Subutex is something like a methadone, it is made to help people cut down on drug use and to prevent cold-turkey. It is imported to Georgia from France. Instead of using it for its proper purpose, this pill is usually shared and shot up by groups of eight young men. The poster I made showed an enlarged Subutex pill with eight common, urban Georgian names printed next to it. Next to this poster there was another one offering two kinds of diet for young women. The first was a diet for intellectuals, which was mostly recommended to women with jobs and higher education degrees; among other things it claimed that the diet will be most effective if one speaks English and has computer skills (referring to the only job opportunities in Georgia: in order to get work in foreign companies, it is essential to have English and computer skills).
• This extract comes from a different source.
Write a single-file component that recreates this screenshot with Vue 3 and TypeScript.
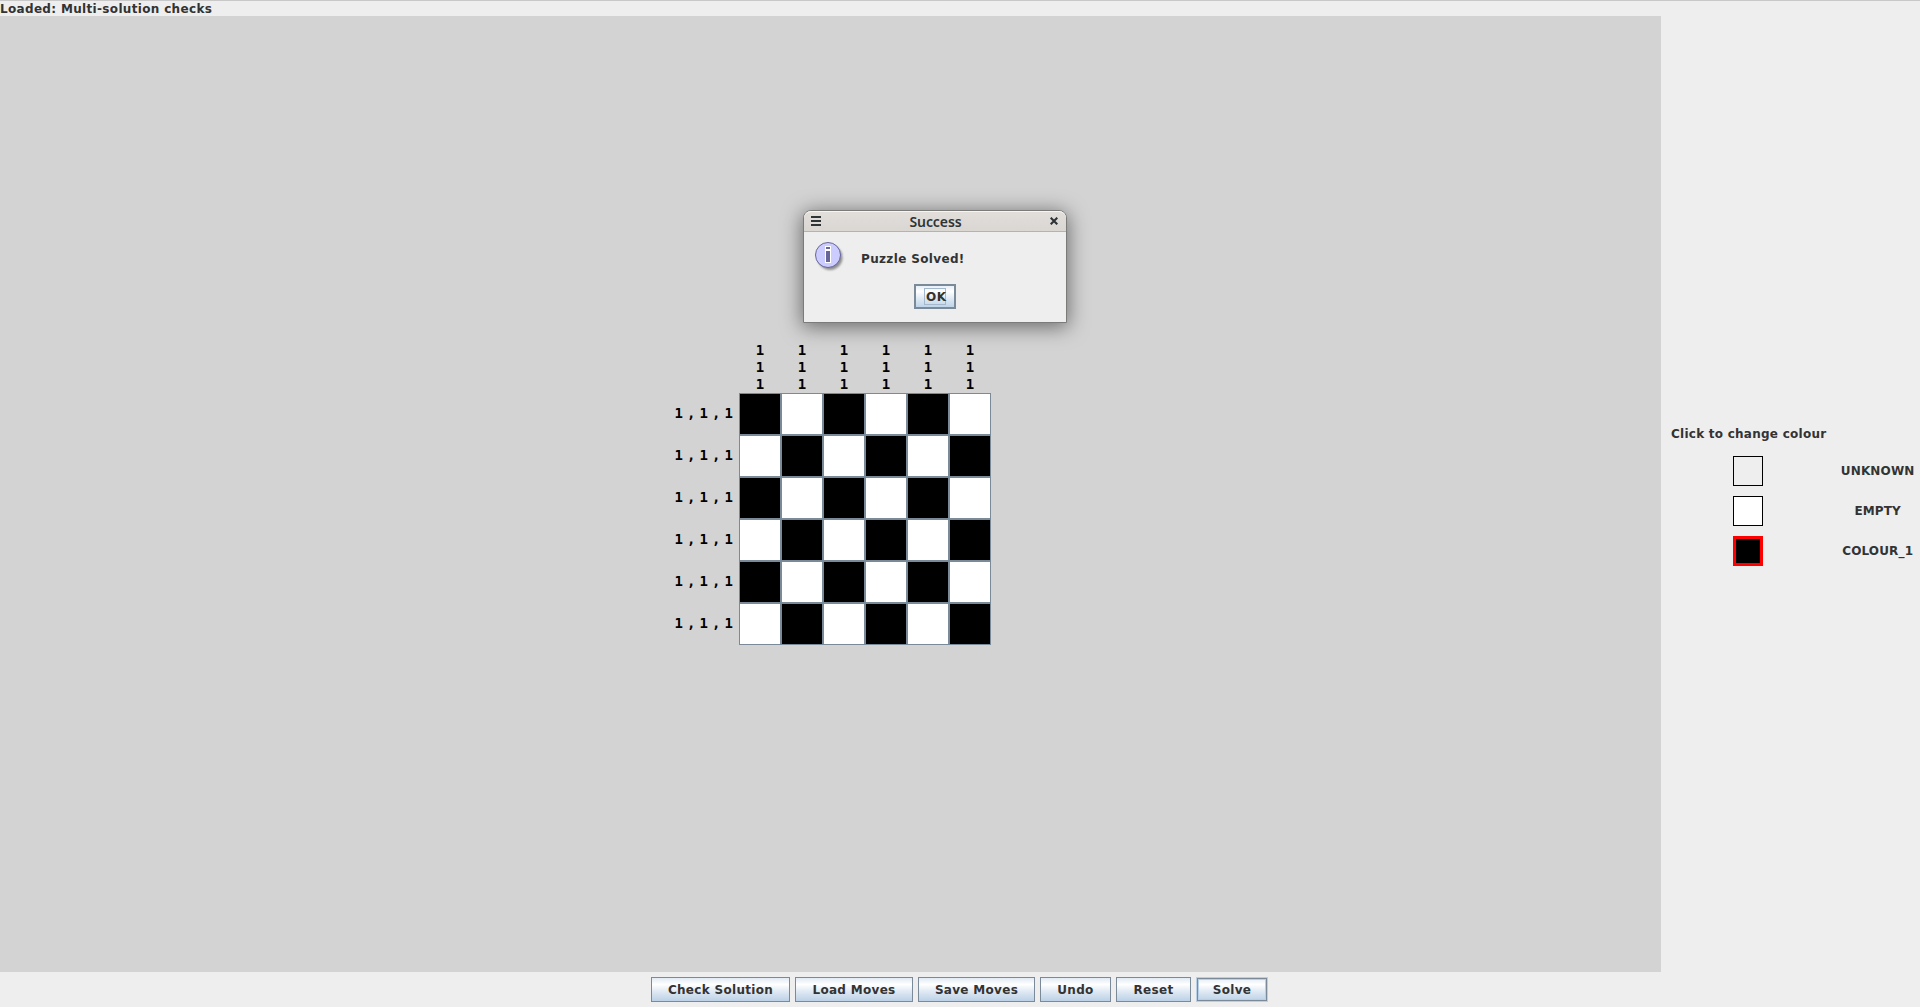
<script setup lang="ts">
const size = 6
const indices = Array.from({ length: size }, (_, i) => i)
const columnClue = ['1', '1', '1']
const rowClue = '1 , 1 , 1'
const filled = (row: number, col: number): boolean => (row + col) % 2 === 0

const colours = [
  { name: 'UNKNOWN', kind: 'unknown' },
  { name: 'EMPTY', kind: 'empty' },
  { name: 'COLOUR_1', kind: 'black' },
]

const actions = [
  { label: 'Check Solution', width: 139 },
  { label: 'Load Moves', width: 118 },
  { label: 'Save Moves', width: 117 },
  { label: 'Undo', width: 71 },
  { label: 'Reset', width: 75 },
  { label: 'Solve', width: 72, focused: true },
]
</script>

<template>
  <div class="window">
    <header class="status">Loaded: Multi-solution checks</header>
    <div class="body">
      <main class="canvas">
        <div class="puzzle">
          <div class="column-clues">
            <div v-for="c in indices" :key="c" class="column-clue">
              <span v-for="(n, i) in columnClue" :key="i">{{ n }}</span>
            </div>
          </div>
          <div v-for="r in indices" :key="r" class="row">
            <div class="row-clue">{{ rowClue }}</div>
            <div v-for="c in indices" :key="c" class="cell" :class="{ filled: filled(r, c) }"></div>
          </div>
        </div>
      </main>
      <aside class="palette">
        <div class="palette-title">Click to change colour</div>
        <div v-for="c in colours" :key="c.name" class="choice">
          <div class="swatch-area"><div class="swatch" :class="c.kind"></div></div>
          <div class="choice-name">{{ c.name }}</div>
        </div>
      </aside>
    </div>
    <footer class="actions">
      <button
        v-for="a in actions"
        :key="a.label"
        class="button"
        :class="{ focused: a.focused }"
        :style="{ width: a.width + 'px' }"
      >{{ a.label }}</button>
    </footer>

    <div class="dialog">
      <div class="titlebar">
        <svg class="menu" width="10" height="10" viewBox="0 0 10 10">
          <path d="M0 0h10v2H0zM0 4h10v2H0zM0 8h10v2H0z" fill="#2e3436" />
        </svg>
        <span class="dialog-title">Success</span>
        <svg class="close" width="8" height="8" viewBox="0 0 8 8">
          <path d="M0.7 0.7L7.3 7.3M7.3 0.7L0.7 7.3" stroke="#2e3436" stroke-width="2.1" fill="none" />
        </svg>
      </div>
      <div class="message">
        <svg class="info" width="32" height="32" viewBox="0 0 32 32">
          <defs>
            <filter id="soft" x="-30%" y="-30%" width="160%" height="160%">
              <feGaussianBlur stdDeviation="1.3" />
            </filter>
          </defs>
          <circle cx="15" cy="15.5" r="12.5" fill="#000" opacity=".4" filter="url(#soft)" />
          <circle cx="13" cy="13" r="12.5" fill="#ccccff" stroke="#666699" />
          <path d="M10 4h6v17h-6z" fill="#fff" />
          <path d="M11 5h4v2h-4zM11 9h4v11h-4z" fill="#666699" />
        </svg>
        <span class="message-text">Puzzle Solved!</span>
      </div>
      <button class="ok"><span class="ok-label">OK</span></button>
    </div>
  </div>
</template>

<style>
body {
  margin: 0;
  overflow: hidden;
}
</style>

<style scoped>
.window {
  position: relative;
  box-sizing: border-box;
  width: 1920px;
  height: 1007px;
  display: flex;
  flex-direction: column;
  border-top: 1px solid #c8c8c8;
  background: #eeeeee;
  color: #333333;
  font: bold 12px/15px "DejaVu Sans", sans-serif;
  letter-spacing: 0.3px;
  white-space: nowrap;
}
.status {
  height: 15px;
  line-height: 17px;
  letter-spacing: 0.33px;
}
.body {
  flex: none;
  height: 956px;
  display: flex;
}
.canvas {
  width: 1661px;
  background: #d3d3d3;
}
.puzzle {
  width: 318px;
  padding: 325px 0 0 673px;
  color: #000;
  font: bold 14px/17px "DejaVu Sans Mono", monospace;
  letter-spacing: 0;
}
.column-clues {
  box-sizing: border-box;
  display: flex;
  height: 52px;
  padding: 1px 0 0 66px;
}
.column-clue {
  width: 42px;
  display: flex;
  flex-direction: column;
  align-items: center;
}
.row {
  display: flex;
  height: 42px;
}
.row-clue {
  width: 60px;
  padding-right: 6px;
  line-height: 40px;
  text-align: right;
  word-spacing: -4.36px;
}
.cell {
  box-sizing: border-box;
  width: 42px;
  height: 42px;
  border: 1px solid #7a8a99;
  background: #fff;
}
.cell.filled {
  background: #000;
}
.palette {
  width: 259px;
  padding-top: 411px;
}
.palette-title {
  height: 24px;
  padding: 0 0 5px 10px;
  letter-spacing: 0.25px;
}
.choice {
  display: flex;
  height: 40px;
  align-items: flex-start;
}
.swatch-area {
  width: 174px;
  display: flex;
  justify-content: center;
}
.swatch {
  box-sizing: border-box;
  width: 30px;
  height: 30px;
  border: 1px solid #000;
}
.swatch.empty {
  background: #fff;
}
.swatch.black {
  border: 3px solid #f00;
  background: #000;
}
.choice-name {
  width: 85px;
  padding-left: 1px;
  line-height: 30px;
  text-align: center;
  letter-spacing: 0.15px;
}
.actions {
  display: flex;
  gap: 5px;
  padding: 5px 0 0 651px;
}
.button,
.ok {
  box-sizing: border-box;
  height: 25px;
  padding: 1px 0 0;
  border: 1px solid #7a8a99;
  border-radius: 0;
  background: linear-gradient(#dde8f3, #fff 30%, #dde8f3 60%, #b8cfe5) border-box;
  color: #333333;
  font: inherit;
  letter-spacing: inherit;
  text-align: center;
}
.button.focused {
  border: 1px solid #b8cfe5;
  box-shadow: inset 0 0 0 1px #7a8a99, inset 0 0 0 2px #b8cfe5;
}
.dialog {
  position: absolute;
  box-sizing: border-box;
  left: 803px;
  top: 209px;
  width: 264px;
  height: 113px;
  border: 1px solid #7b7b79;
  border-radius: 8px 8px 0 0;
  background: #eeeeee;
  box-shadow: 0 3px 20px 1px rgba(0, 0, 0, 0.5);
}
.titlebar {
  box-sizing: border-box;
  height: 21px;
  display: flex;
  align-items: center;
  justify-content: space-between;
  padding: 0 8px 1px 7px;
  border-top: 1px solid #f6f5f4;
  border-bottom: 1px solid #b9b1aa;
  border-radius: 7px 7px 0 0;
  background: linear-gradient(#e1dedb, #dad6d2);
}
.dialog-title {
  padding-top: 2px;
  color: #2e3436;
  font: 600 14px/18px "Noto Sans", sans-serif;
  letter-spacing: -0.1px;
}
.message {
  display: flex;
  padding: 10px 0 0 11px;
  height: 42px;
  box-sizing: border-box;
}
.message-text {
  margin: 10px 0 0 14px;
  letter-spacing: 0.35px;
}
.ok {
  display: block;
  width: 42px;
  margin: 10px 0 0 110px;
  padding: 0;
  border-width: 2px;
}
.ok-label {
  display: block;
  box-sizing: border-box;
  width: 22px;
  height: 17px;
  margin: 0 auto;
  padding-left: 1px;
  border: 1px solid #a3b8cc;
  line-height: 17px;
  letter-spacing: 0.6px;
}
</style>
The second diet was for people who were unemployed, and included advice on how by sleeping long hours one could lose several kilos. The diet included more absurd facts but was written in a such a way that it was hard to grasp its ironic message right away.

I placed these posters all over the city on the garbage containers and in the places where the young people gather. Later on I photographed these places and made postcards: “Greetings from Georgia”.